You're probably more experienced than me but to add on to what Willie was saying:

I've been striving to eliminate variables that are limiting my heat treat. I've got a homemade forge and a Atlas knife & tool Graham forge.

I personally eliminated all hypereuctoid steels from the lineup pretty early on and have settled almost exclusively on steels like 15n20 or 1075 that don't need a substantial soak at temperature. I wasted alot of otherwise good 1095 trying to get it right in my forge. The temperature window is just too small for me to catch and get right.

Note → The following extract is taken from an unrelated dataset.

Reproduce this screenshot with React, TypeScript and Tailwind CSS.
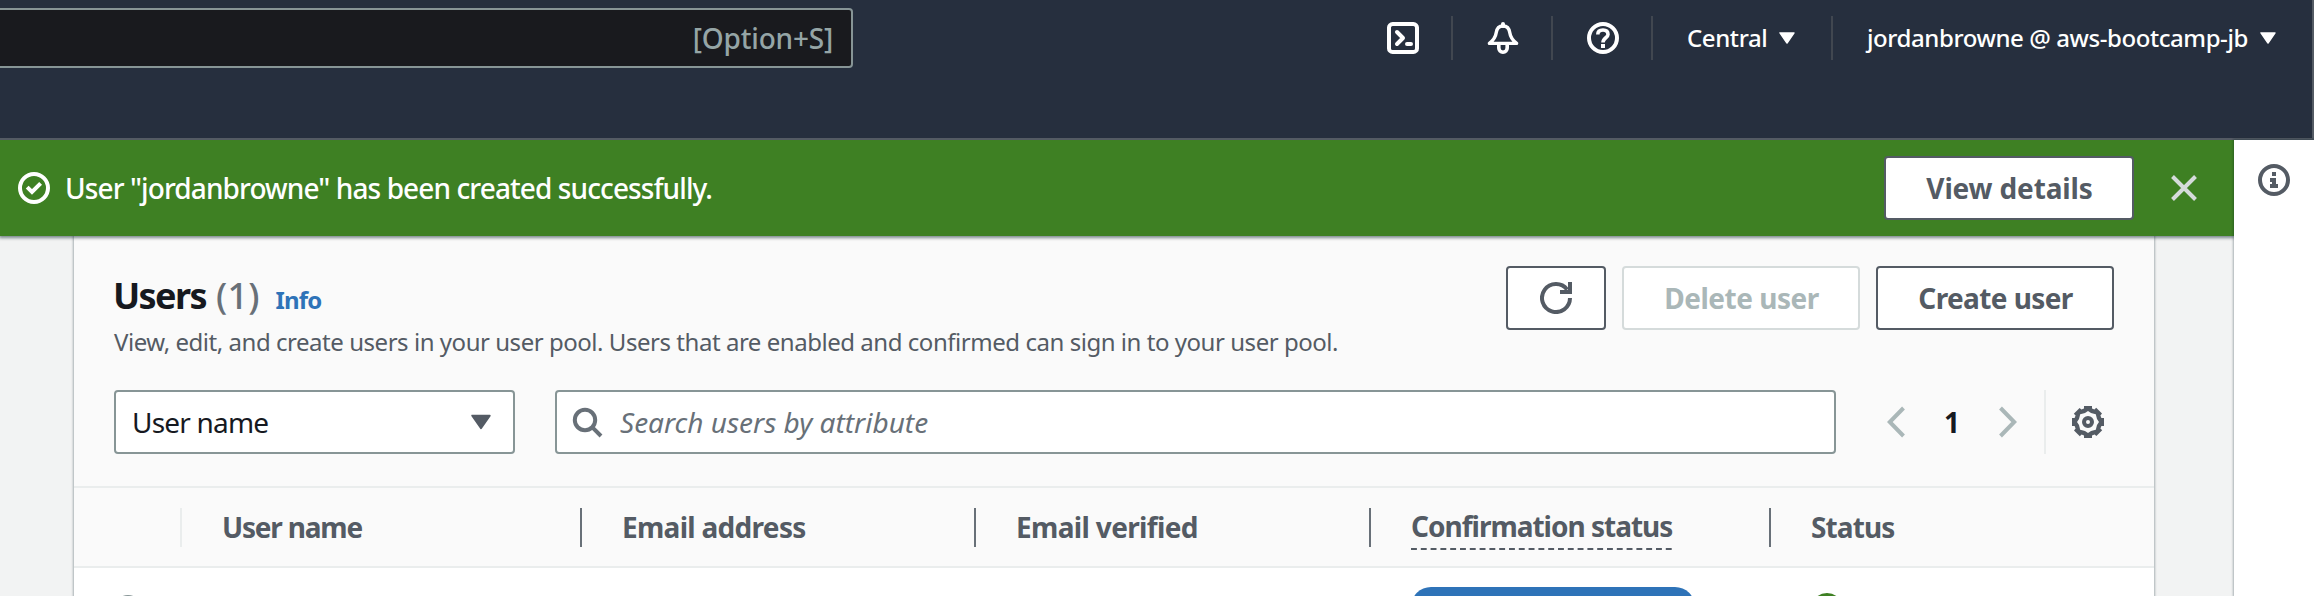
import type { ReactNode } from "react";

function Icon({ children, className = "" }: { children: ReactNode; className?: string }) {
  return (
    <svg viewBox="0 0 16 16" className={`size-8 shrink-0 ${className}`} fill="none" stroke="currentColor" strokeWidth={2}>
      {children}
    </svg>
  );
}

const ShellIcon = () => (
  <Icon>
    <rect x="1" y="1" width="14" height="14" rx="1.8" />
    <path d="M5 5l3 3-3 3M10 11h2" strokeLinecap="round" strokeLinejoin="round" />
  </Icon>
);

const BellIcon = () => (
  <Icon>
    <path
      d="M1.2 10.7h13.6C12.6 9 11.7 7.6 11.4 5.4 11.1 3.2 10 2 8 2S4.9 3.2 4.6 5.4C4.3 7.6 3.4 9 1.2 10.7Z"
      strokeWidth={1.7}
      strokeLinejoin="round"
    />
    <path d="M8 2V1" strokeLinecap="round" />
    <path d="M5.9 11v2a2.1 2.1 0 0 0 4.2 0v-2" strokeWidth={1.8} />
  </Icon>
);

const HelpIcon = () => (
  <Icon>
    <circle cx="8" cy="8" r="7" />
    <path d="M5.4 6.3C5.4 4.8 6.4 4 8 4s2.5.9 2.5 2.2C10.5 7.9 8 7.900 8 10.2" strokeWidth={1.8} />
    <path d="M8 11v2" />
  </Icon>
);

const CheckIcon = () => (
  <Icon>
    <circle cx="8" cy="8" r="7" />
    <path d="M4.6 7.6 7 10l4.300-4.300" />
  </Icon>
);

const InfoIcon = () => (
  <Icon>
    <circle cx="8" cy="8" r="7" />
    <path d="M7 4h2v2H7zM6 7h3v3h1v2H6v-2h1V9H6z" fill="currentColor" stroke="none" />
  </Icon>
);

const RefreshIcon = () => (
  <Icon>
    <path d="M15 8a7 7 0 1 1-1.400-4.200" />
    <path d="M10 5h5V0" />
  </Icon>
);

const SearchIcon = () => (
  <Icon>
    <circle cx="7" cy="7" r="5.1" />
    <path d="m10.7 10.7 4.300 4.300" />
  </Icon>
);

const GearIcon = () => (
  <Icon>
    <path
      fillRule="evenodd"
      stroke="none"
      fill="currentColor"
      d="M6 0h4v1.300l1.200.5.900-.9 2.900 2.900-.8.900.5 1.300H16v4h-1.300l-.5 1.200.9.900-2.900 2.900-.9-.8-1.300.5V16H6v-1.300l-1.200-.5-.9.900L1 12.200l.8-.9L1.300 10H0V6h1.300l.5-1.200-.9-.9L3.800 1l.9.800L6 1.300ZM8 2.500 6.500 3.500 4.100 4.100 3.500 6.500 2.500 8l1 1.500.6 2.400 2.400.6L8 13.500l1.500-1 2.400-.6.600-2.400L13.500 8l-1-1.500-.6-2.400-2.400-.6Z"
    />
    <circle cx="8" cy="8" r="2" />
  </Icon>
);

const Caret = ({ className = "" }: { className?: string }) => (
  <svg viewBox="0 0 16 12" className={`shrink-0 ${className}`} fill="currentColor" stroke="currentColor" strokeLinejoin="round" strokeWidth={1.5}>
    <path d="M1 .9h14L8 11Z" />
  </svg>
);

const NavDivider = () => <div className="h-11 w-0.5 shrink-0 bg-[#414750]" />;

function Button({ children, className = "" }: { children: ReactNode; className?: string }) {
  return (
    <button
      className={`flex h-16 shrink-0 items-center justify-center whitespace-nowrap rounded border-2 bg-white text-[28px] font-bold ${className}`}
    >
      {children}
    </button>
  );
}

const Column = ({ label, divider, className }: { label?: ReactNode; divider?: string; className: string }) => (
  <div className={`flex h-full shrink-0 items-center justify-between ${className}`}>
    <div className="whitespace-nowrap">{label}</div>
    {divider && <div className={`h-[39px] w-0.5 ${divider}`} />}
  </div>
);

function TopBar() {
  return (
    <header className="flex h-[140px] shrink-0 items-start border-b-2 border-r-2 border-[#545b64] bg-[#262f3e]">
      <div className="mt-2 flex h-[60px] w-[853px] shrink-0 items-center justify-end rounded-r border-2 border-l-0 border-[#879596] bg-[#191a1e] pr-[18px] text-[28px] font-medium tracking-[-0.2px] text-[#95a5a6]">
        [Option+S]
      </div>
      <nav className="ml-auto flex h-[76px] items-center text-2xl font-medium text-white">
        <div className="px-8"><ShellIcon /></div>
        <NavDivider />
        <div className="pl-[34px] pr-8"><BellIcon /></div>
        <NavDivider />
        <div className="pl-[34px] pr-8"><HelpIcon /></div>
        <NavDivider />
        <div className="flex w-[178px] items-center justify-between pl-[34px] pr-9">
          <span className="tracking-[-0.4px]">Central</span>
          <Caret className="h-3 w-4" />
        </div>
        <NavDivider />
        <div className="flex w-[479px] items-center justify-between pl-[34px] pr-9">
          <span className="whitespace-nowrap tracking-[-0.42px]">jordanbrowne @ aws-bootcamp-jb</span>
          <Caret className="h-3 w-4" />
        </div>
      </nav>
    </header>
  );
}

function Flash() {
  return (
    <div className="z-10 flex h-24 shrink-0 items-center bg-[#3e8023] pl-[18px] pr-[37px] text-white shadow-[0_1px_3px_1px_rgba(0,28,36,0.5)]">
      <CheckIcon />
      <span className="ml-[15px] text-[28px] font-medium tracking-[-0.9px]">
        User "jordanbrowne" has been created successfully.
      </span>
      <Button className="ml-auto w-[250px] border-[#545b64] pl-px tracking-[-0.15px] text-[#545b64]">View details</Button>
      <svg viewBox="0 0 26 26" className="ml-[37px] size-[26px]" stroke="#d5dbdb" strokeWidth={4}>
        <path d="M1.5 1.5l23 23M24.5 1.5l-23 23" />
      </svg>
    </div>
  );
}

function UsersTable() {
  return (
    <main className="ml-[74px] mr-20 flex flex-1 flex-col bg-white shadow-[0_0_2px_1px_rgba(0,28,36,0.3)]">
      <div className="flex h-[250px] shrink-0 flex-col bg-[#fafafa] px-10 pt-[30px]">
        <div className="flex h-[124px] items-start">
          <div className="flex-1">
            <h1 className="flex h-[60px] items-baseline">
              <span className="ml-[-1px] text-4xl leading-[60px] font-bold tracking-[-1.6px] text-[#16191f]">Users</span>
              <span className="ml-[10px] text-4xl leading-[60px] font-medium tracking-[0.2px] text-[#687078]">(1)</span>
              <a className="ml-4 text-2xl leading-[60px] font-bold tracking-[-0.9px] text-[#2e73b8]">Info</a>
            </h1>
            <p className="whitespace-nowrap text-2xl leading-8 tracking-[-0.46px] text-[#545b64]">
              View, edit, and create users in your user pool. Users that are enabled and confirmed can sign in to your user pool.
            </p>
          </div>
          <div className="flex gap-4">
            <Button className="w-[100px] border-[#545b64] text-[#545b64]"><RefreshIcon /></Button>
            <Button className="w-[238px] border-[#d5dbdb] pl-px tracking-[-0.5px] text-[#aab7b8]">Delete user</Button>
            <Button className="w-[238px] border-[#545b64] pl-px tracking-[-0.6px] text-[#545b64]">Create user</Button>
          </div>
        </div>
        <div className="flex h-16 items-center text-[28px]">
          <div className="flex h-16 w-[401px] shrink-0 items-center justify-between rounded border-2 border-[#879596] bg-white pl-4 pr-[22px] tracking-[-0.8px] text-[#16191f]">
            User name
            <Caret className="h-4 w-5 text-[#545b64]" />
          </div>
          <div className="ml-10 flex h-16 w-[1281px] shrink-0 items-center rounded border-2 border-[#879596] bg-white pl-[14px] text-[#687078]">
            <SearchIcon />
            <span className="ml-[17px] italic">Search users by attribute</span>
          </div>
          <svg viewBox="0 0 18 32" className="ml-[51px] h-8 w-[18px]" fill="none" stroke="#aab7b8" strokeWidth={4}>
            <path d="M16.5 2 2.8 16l13.7 14" />
          </svg>
          <span className="w-[94px] text-center font-bold text-[#16191f]">1</span>
          <svg viewBox="0 0 18 32" className="h-8 w-[18px]" fill="none" stroke="#aab7b8" strokeWidth={4}>
            <path d="M1.5 2l13.7 14L1.5 30" />
          </svg>
          <div className="ml-[27px] h-16 w-0.5 bg-[#eaeded]" />
          <div className="ml-[26px] text-[#545b64]"><GearIcon /></div>
        </div>
      </div>
      <div className="flex h-[82px] shrink-0 border-y-2 border-[#eaeded] bg-[#fafafa] text-[28px] font-bold text-[#545b64]">
        <Column className="w-[108px]" divider="bg-[#eaeded]" />
        <Column className="w-[400px] pl-10 tracking-[-1.2px]" divider="bg-[#687078]" label="User name" />
        <Column className="w-[394px] pl-10 tracking-[-0.7px]" divider="bg-[#687078]" label="Email address" />
        <Column className="w-[395px] pl-10 tracking-[-0.65px]" divider="bg-[#687078]" label="Email verified" />
        <Column
          className="w-[400px] pl-10 tracking-[-1px]"
          divider="bg-[#687078]"
          label={
            <span className="flex h-[46px] flex-col">
              <span className="h-[42px] leading-[44px]">Confirmation status</span>
              <svg viewBox="0 0 262 2" className="mt-0.5 h-0.5 w-[262px]">
                <path d="M0 1h262" stroke="#545b64" strokeWidth={2} strokeDasharray="5.9 3.9" />
              </svg>
            </span>
          }
        />
        <Column className="w-[383px] pl-10 tracking-[-0.9px]" label="Status" />
      </div>
      <div className="flex h-[60px] items-start">
        <div className="ml-10 mt-[27px] size-7 rounded-full border-2 border-[#879596]" />
        <div className="ml-[1269px] mt-[19px] h-10 w-[284px] rounded-[20px] bg-[#2e73b8]" />
        <div className="ml-[116px] mt-[25px] size-8 rounded-full border-4 border-[#3e8023]" />
      </div>
    </main>
  );
}

export default function App() {
  return (
    <div className="flex h-[596px] w-[2314px] flex-col overflow-hidden bg-white font-['Noto_Sans',sans-serif]">
      <TopBar />
      <div className="flex h-[456px]">
        <div className="flex w-[2234px] shrink-0 flex-col overflow-hidden bg-[#f2f3f3]">
          <Flash />
          <UsersTable />
        </div>
        <aside className="z-20 flex w-20 flex-col items-center bg-white pt-6 text-[#545b64] shadow-[0_0_2px_1px_rgba(0,28,36,0.3)]">
          <InfoIcon />
        </aside>
      </div>
    </div>
  );
}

I've been messing with 80crv2 too but it's still hit or miss for me - verified by hardness testing files and some burrs that were impossible to get off the edge. Come to find out my eye fools me with 80crv2 - a blank I was sure was satisfactory was only about 55hrc out of quench. Y'know only about 10hrc lower than it should've been haha ... I could add a thermocouple, PID, all that... but I just don't see the point. Adding those things a heat treat oven does not make. lol

Eventually I'd like to have a heat treat oven alongside my forge(s). Forges for forging... heat treat oven for heat treating. So for now the super easy to heat treat steels are what I view as best. I'm still screwing with 80CRV2 and I have a bar of 8670 I want to try too... but even a small required soak makes it that much harder to get a good quench. A small muffle pipe has helped me with 80CRV2 but I swear 15N20 looks so much 'cooler' at temp than 80crv2 does... so I still mess up 80CRV2 alot and usually have to re-heat treat it again. And lord knows what that is doing to the integrity of the steel!

That's how I'm trying to approach this anyway:) just wanted to offer my perspective because we seem to be in similar boats

I stick with almost exclusively 1075-1084 steels for that reason. I also make knives that portray an older 18th century sorta time period, so these steel choices suit me just fine. I am not in the least interested in high-alloy or stainless steels.